User vectors and product vectors are fundamental components in recommendation systems, particularly in collaborative filtering approaches. User vectors represent the preferences or characteristics of users in a latent space (a lower-dimensional representation). Each dimension in a user vector captures an abstract feature inferred from user behavior, such as preference for specific genres or interaction patterns. For example, in a movie recommendation system, a user vector might encode how much a user prefers action movies versus comedies. Product vectors (often called item vectors) do the same for products, movies, or other items. A product vector captures attributes like genre, style, or target audience. For instance, a movie’s vector might reflect its balance of action, romance, or suspense. The key difference is perspective: user vectors model who the user is, while product vectors model what the item is.

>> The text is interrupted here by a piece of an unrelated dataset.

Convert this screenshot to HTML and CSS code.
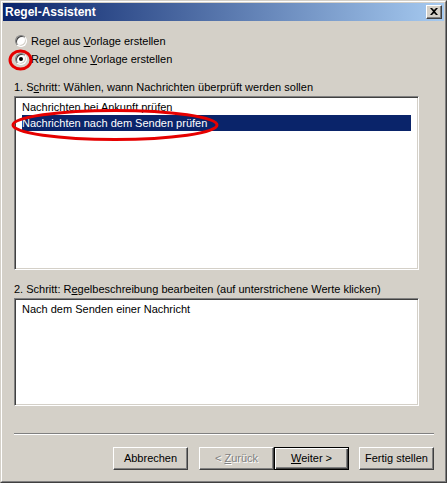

These vectors are typically created and optimized together during model training. In matrix factorization, for example, the goal is to decompose a user-item interaction matrix (e.g., ratings) into two smaller matrices: one containing user vectors and the other product vectors. The dot product of a user vector and a product vector approximates the user’s predicted interaction with that item (e.g., a rating). For instance, if a user vector has high values in dimensions corresponding to “sci-fi” and “adventure,” and a movie’s vector also scores highly in those dimensions, their dot product will be large, signaling a strong recommendation match. Training adjusts both vectors to minimize prediction errors on known interactions, ensuring they align meaningfully in the shared latent space.
From a developer’s perspective, user and product vectors are often handled as embedding layers in machine learning frameworks like TensorFlow or PyTorch. For example, in a PyTorch-based recommender, you might define user_embeddings = nn.Embedding(num_users, latent_dim) and product_embeddings = nn.Embedding(num_products, latent_dim). During inference, retrieving recommendations involves computing similarity scores (e.g., using cosine similarity) between a user’s embedding and all product embeddings. Practical challenges include managing sparsity in user-item data and ensuring efficient computation for large-scale systems. Understanding the distinction helps in debugging: if recommendations seem off, checking whether user vectors fail to capture preferences or product vectors misrepresent item traits can guide improvements.